Recours à la vasectomie en France
Dans le cadre de son programme de travail dédié à la santé sexuelle des Français et leur contraception, EPI-PHARE (groupement d’intérêt scientifique en épidémiologie des produits de santé ANSM-Cnam) a réalisé une étude pour établir un état des lieux du recours à la vasectomie en France entre 2010 et 2022.
Alors que l’utilisation de la contraception féminine est en augmentation chaque année en France et dans le monde et qu’elle est de plus en plus diversifiée, les seules méthodes contraceptives masculines remboursées par l’Assurance Maladie sont les préservatifs (pour les moins de 26 ans) et la vasectomie, autorisée depuis 2001 en France.
La vasectomie est une méthode de contraception masculine définitive consistant en la section et l'occlusion des canaux déférents, ce qui empêche les spermatozoïdes de rejoindre l'urètre et, par conséquent, d'être éjaculés. Il s’agit d’une intervention chirurgicale courte (1), sans contre-indication absolue, réalisée sous anesthésie locale le plus souvent, et considérée comme sûre et efficace.
Grâce aux données du Système National des Données de Santé (SNDS), l’étude réalisée par EPI-PHARE montre que le nombre de vasectomies a fortement augmenté depuis 2010 en France, avec un taux annuel multiplié par 15 en 12 ans (de 1 940 en 2010 à 30 288 vasectomies en 2022).
Dans le même temps, le nombre de stérilisations féminines (2) a été divisé par deux entre 2013 et 2022 (de 45 138 stérilisations en 2013 à 20 325 en 2022) après une augmentation initiale entre 2010 et 2013.
Pour la première fois en France, en 2021 et 2022, il y a eu davantage de stérilisations masculines que de stérilisations féminines. En 2022, trois stérilisations masculines ont été pratiquées pour deux stérilisations féminines.
Les hommes ayant recours à la vasectomie étaient en moyenne de plus en plus jeunes entre 2010 et 2022 (de 44 à 41 ans en âge moyen), et semblaient correspondre à des profils de niveaux socioéconomiques les plus favorisés.
Rapporté à la population d’hommes de 20 à 70 ans, les Pays de la Loire et la Bretagne sont les régions où les taux de pratique de vasectomie ont été les plus élevés sur les 13 années étudiées. À l’inverse, les taux ont été nettement plus faibles en Provence-Alpes-Côte d’Azur, Hauts-de-France, Corse et en Île-de-France.

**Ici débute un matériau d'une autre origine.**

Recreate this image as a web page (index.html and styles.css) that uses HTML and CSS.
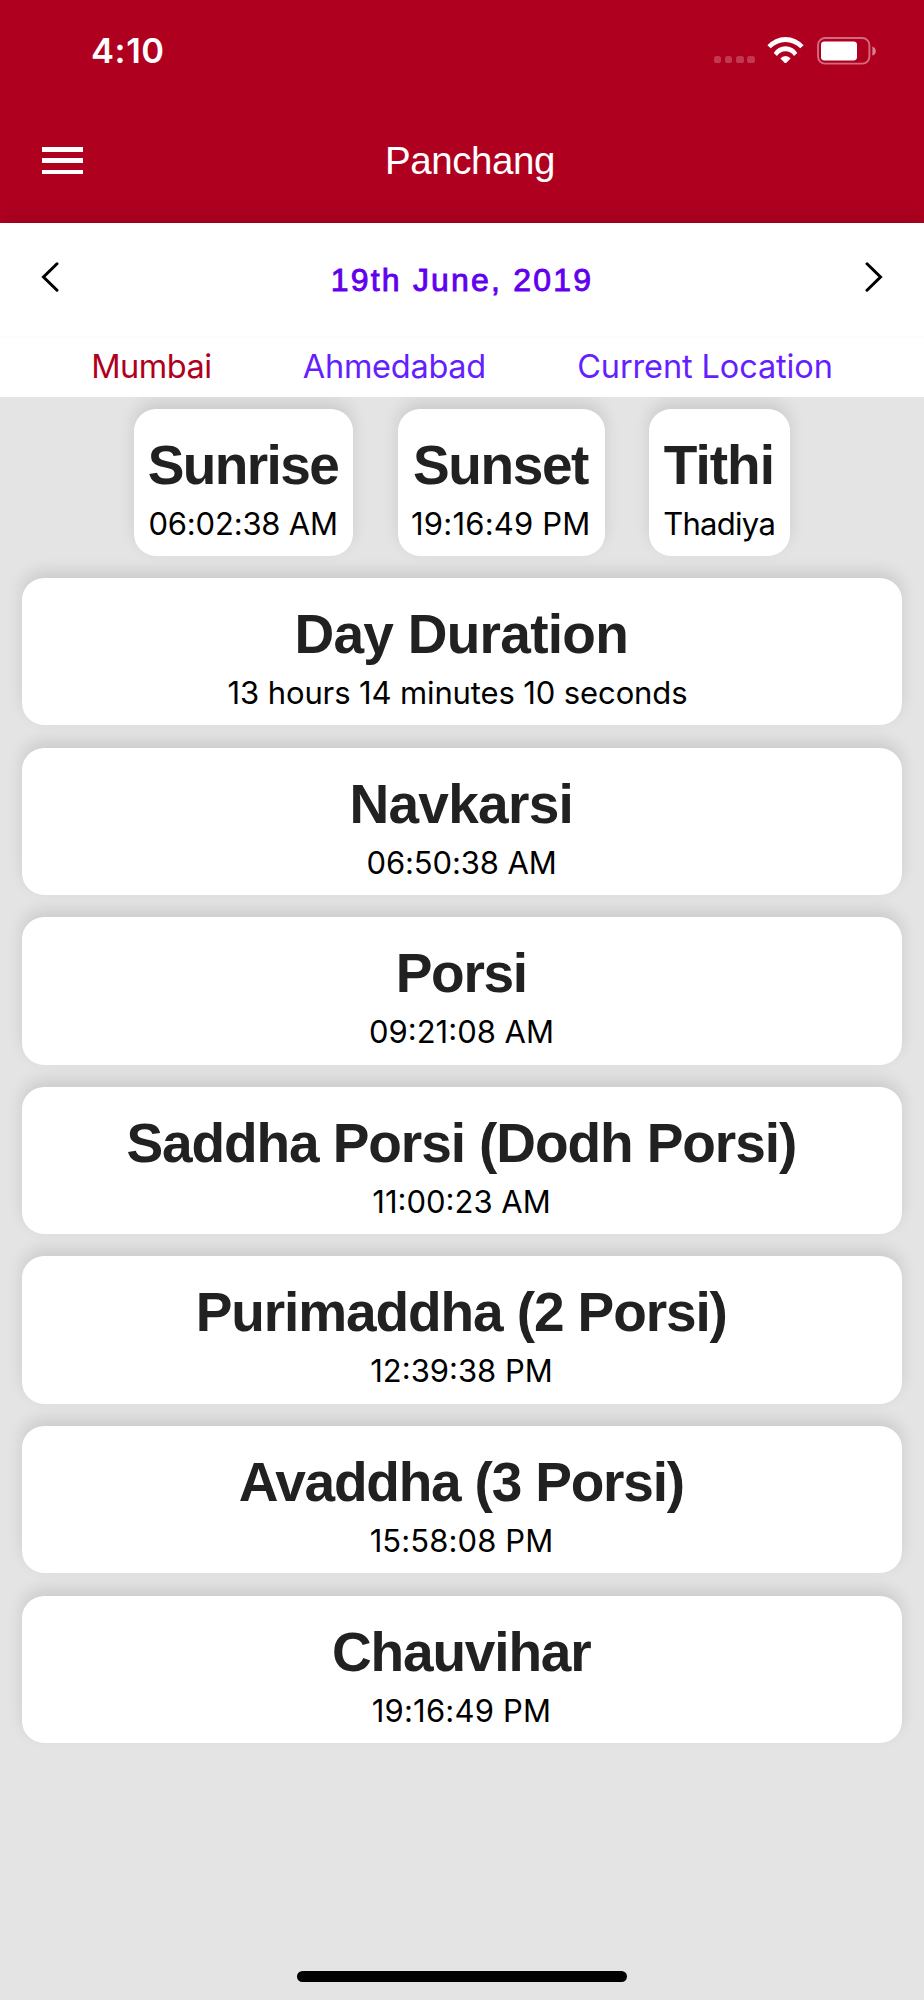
FILE: index.html
```html
<!DOCTYPE html>
<html lang="en">
<head>
<meta charset="utf-8">
<title>Panchang</title>
<link rel="stylesheet" href="styles.css">
</head>
<body>
<div class="screen">
  <header class="top">
    <div class="status">
      <span class="clock">4:10</span>
      <div class="indicators">
        <div class="signal"><i></i><i></i><i></i><i></i></div>
        <svg class="wifi" viewBox="0 0 111 80" fill="#fff">
          <path d="M1 25A72 72 0 0 1 110 25L100 34A61.6 61.6 0 0 0 11 34Z"/>
          <path d="M20 48A41.5 41.5 0 0 1 91 48L81 57A30 30 0 0 0 30 57Z"/>
          <path d="M40 65A19 19 0 0 1 71 65L55.5 80Z"/>
        </svg>
        <svg class="battery" viewBox="0 0 60 28">
          <rect x="1" y="1" width="51.4" height="25.6" rx="7" fill="none" stroke="#fff" stroke-opacity=".42" stroke-width="1.9"/>
          <rect x="4" y="4.4" width="36" height="19" rx="3.4" fill="#fff"/>
          <path d="M55.4 9.4Q58.8 10.4 58.8 14T55.4 18.6Z" fill="#fff" fill-opacity=".5"/>
        </svg>
      </div>
    </div>
    <div class="bar">
      <div class="menu"><i></i><i></i><i></i></div>
      <h1 class="bar-title">Panchang</h1>
    </div>
  </header>
  <div class="date-row">
    <svg class="chevron" viewBox="0 0 18 30"><path d="M16 1.8L2.5 15L16 28.2"/></svg>
    <span class="date">19th June, 2019</span>
    <svg class="chevron" viewBox="0 0 18 30"><path d="M2 1.8L15.5 15L2 28.2"/></svg>
  </div>
  <nav class="tabs">
    <span class="tab active mumbai">Mumbai</span>
    <span class="tab ahmedabad">Ahmedabad</span>
    <span class="tab current">Current Location</span>
  </nav>
  <main class="content">
    <div class="trio">
      <section class="card sunrise"><h2>Sunrise</h2><p>06:02:38 AM</p></section>
      <section class="card sunset"><h2>Sunset</h2><p>19:16:49 PM</p></section>
      <section class="card tithi"><h2>Tithi</h2><p>Thadiya</p></section>
    </div>
    <section class="card duration"><h2>Day Duration</h2><p>13 hours 14 minutes 10 seconds</p></section>
    <section class="card navkarsi"><h2>Navkarsi</h2><p>06:50:38 AM</p></section>
    <section class="card porsi"><h2>Porsi</h2><p>09:21:08 AM</p></section>
    <section class="card saddha"><h2>Saddha Porsi (Dodh Porsi)</h2><p>11:00:23 AM</p></section>
    <section class="card purimaddha"><h2>Purimaddha (2 Porsi)</h2><p>12:39:38 PM</p></section>
    <section class="card avaddha"><h2>Avaddha (3 Porsi)</h2><p>15:58:08 PM</p></section>
    <section class="card chauvihar"><h2>Chauvihar</h2><p>19:16:49 PM</p></section>
    <div class="home"></div>
  </main>
</div>
</body>
</html>
```

FILE: styles.css
```css
* { box-sizing: border-box; }
body { margin: 0; font-family: Inter, sans-serif; color: #000; }
h1, h2, p { margin: 0; }

.screen { width: 924px; height: 2000px; display: flex; flex-direction: column; background: #e4e4e4; overflow: hidden; }

.top { height: 223.3px; background: #b00020; color: #fff; }
.status { height: 100px; display: flex; justify-content: space-between; align-items: flex-start; padding: 30px 47.5px 0 91px; }
.clock { font-size: 34.5px; font-weight: 600; line-height: 42px; letter-spacing: .6px; }
.indicators { display: flex; align-items: flex-start; padding-top: 6.5px; }
.signal { display: flex; gap: 3.6px; padding-top: 19.5px; margin-right: 12.5px; }
.signal i { width: 7.6px; height: 7.4px; border-radius: 2.6px; background: rgba(255, 255, 255, .22); }
.wifi { width: 37px; height: 26.6px; margin-right: 12.3px; }
.battery { width: 60px; height: 28px; }

.bar { height: 123.3px; display: grid; grid-template-columns: 116px 1fr 100px; align-items: start; }
.menu { display: flex; flex-direction: column; gap: 6.7px; padding: 47px 0 0 42.3px; }
.menu i { width: 40.7px; height: 4.6px; background: #fff; }
.bar-title { font: 400 38.5px/44px "Liberation Sans", sans-serif; letter-spacing: -.4px; text-align: center; padding-top: 39px; }

.date-row { position: relative; height: 112.7px; display: flex; justify-content: space-between; align-items: flex-start; padding: 38.5px 41px 0; background: #fff; box-shadow: 0 -7px 16px rgba(0, 0, 0, .11); }
.chevron { width: 18px; height: 30px; fill: none; stroke: #000; stroke-width: 3; stroke-linecap: round; }
.date { font: 400 32px/36px "Liberation Sans", sans-serif; letter-spacing: 2.2px; color: #6200ee; -webkit-text-stroke: .9px #6200ee; }

.tabs { position: relative; z-index: 1; height: 61.3px; display: flex; justify-content: space-evenly; background: #fff; border-top: 2px solid #fcfcfc; }
.tab { font-size: 32.5px; line-height: 40px; padding-top: 9px; color: #651fff; }
.tab.active { color: #b00020; }
.mumbai { letter-spacing: -.5px; }
.ahmedabad { letter-spacing: -.26px; }
.current { letter-spacing: -.12px; }

.content { flex: 1; display: flex; flex-direction: column; gap: 22.4px; padding: 11.3px 22.2px 18px; }
.trio { display: flex; justify-content: center; gap: 44.6px; }
.card { height: 147.2px; flex-shrink: 0; padding-top: 28px; border-radius: 22px; background: #fff; text-align: center; white-space: nowrap; box-shadow: 0 -7px 16px rgba(0, 0, 0, .11); }
.card h2 { font: 700 55px/56px "Liberation Sans", sans-serif; color: #212121; padding-right: 1.5px; }
.card p { font-size: 31px; line-height: 36px; margin-top: 13px; padding-right: 1px; }

.sunrise { width: 219.3px; }
.sunset { width: 206.8px; }
.tithi { width: 140.7px; }
.sunrise h2 { letter-spacing: -1.6px; }
.sunrise p { letter-spacing: -.2px; }
.sunset h2 { letter-spacing: -1.4px; }
.sunset p, .chauvihar p { letter-spacing: .2px; }
.tithi h2 { letter-spacing: -1px; }
.tithi p { letter-spacing: -.7px; }
.duration h2 { letter-spacing: -.72px; }
.duration p { letter-spacing: -.12px; padding-right: 9px; }
.navkarsi h2 { letter-spacing: -.7px; }
.navkarsi p { letter-spacing: -.13px; }
.porsi h2 { letter-spacing: -1.3px; }
.saddha h2 { letter-spacing: -1.08px; }
.purimaddha h2 { letter-spacing: -1.1px; }
.avaddha h2 { letter-spacing: -1.2px; }
.avaddha p { letter-spacing: .1px; }
.chauvihar h2 { letter-spacing: -1.16px; }

.home { width: 330px; height: 11.3px; margin: auto auto 0; border-radius: 6px; background: #000; }
```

Les résultats semblent par ailleurs rassurants quant à la sûreté des procédures de vasectomie, avec notamment un recours modéré des hommes aux antalgiques dans l’année post-vasectomie (période d’étude 2010-2021). Les complications locales détectables dans le SNDS concernaient dans l’année post-vasectomie un homme sur cent, et les reprises chirurgicales étaient quasi exceptionnelles.
Enfin, le taux de recours à l’opération de réversibilité de la vasectomie, la vasovasostomie, est particulièrement faible dans les résultats de l’étude.
Cette étude nationale inédite sur une aussi longue durée montre pour la première fois en France un croisement des courbes entre stérilisations masculines et féminines, due non seulement à la forte augmentation du nombre de vasectomie en France depuis 2010, mais également à la baisse continue des stérilisations féminines, ceci pouvant en partie s’expliquer par l’arrêt de commercialisation des implants Essure® en 2017.
Ces résultats décrivent une tendance à rebours de ce qui est observé dans le monde, en particulier dans les pays anglo-saxons où la vasectomie, historiquement très répandue, connaît un déclin (États-Unis, Royaume-Uni ou Australie). La France semble progressivement combler son retard, bien que le nombre de procédures demeure encore inférieur à ceux des pays leaders en matière de contraception masculine définitive.
La surveillance du taux de procédures de vasectomie au niveau national doit donc être poursuivie afin de confirmer ou non la récente appropriation par les hommes français de cette contraception définitive. Cette étude permettra d’étudier l’impact du recours à la vasectomie dans le temps sur l’utilisation des contraceptions féminines réversibles ou définitives, et de mettre en évidence les leviers ou les freins d’accès à ces contraceptions.
(1) Pratiquée de façon croissante en chirurgie ambulatoire (99,2% en 2022)
(2) Stérilisation tubaire par ligature des trompes de 2010 à 2022, ou pose d’implants avant 2017.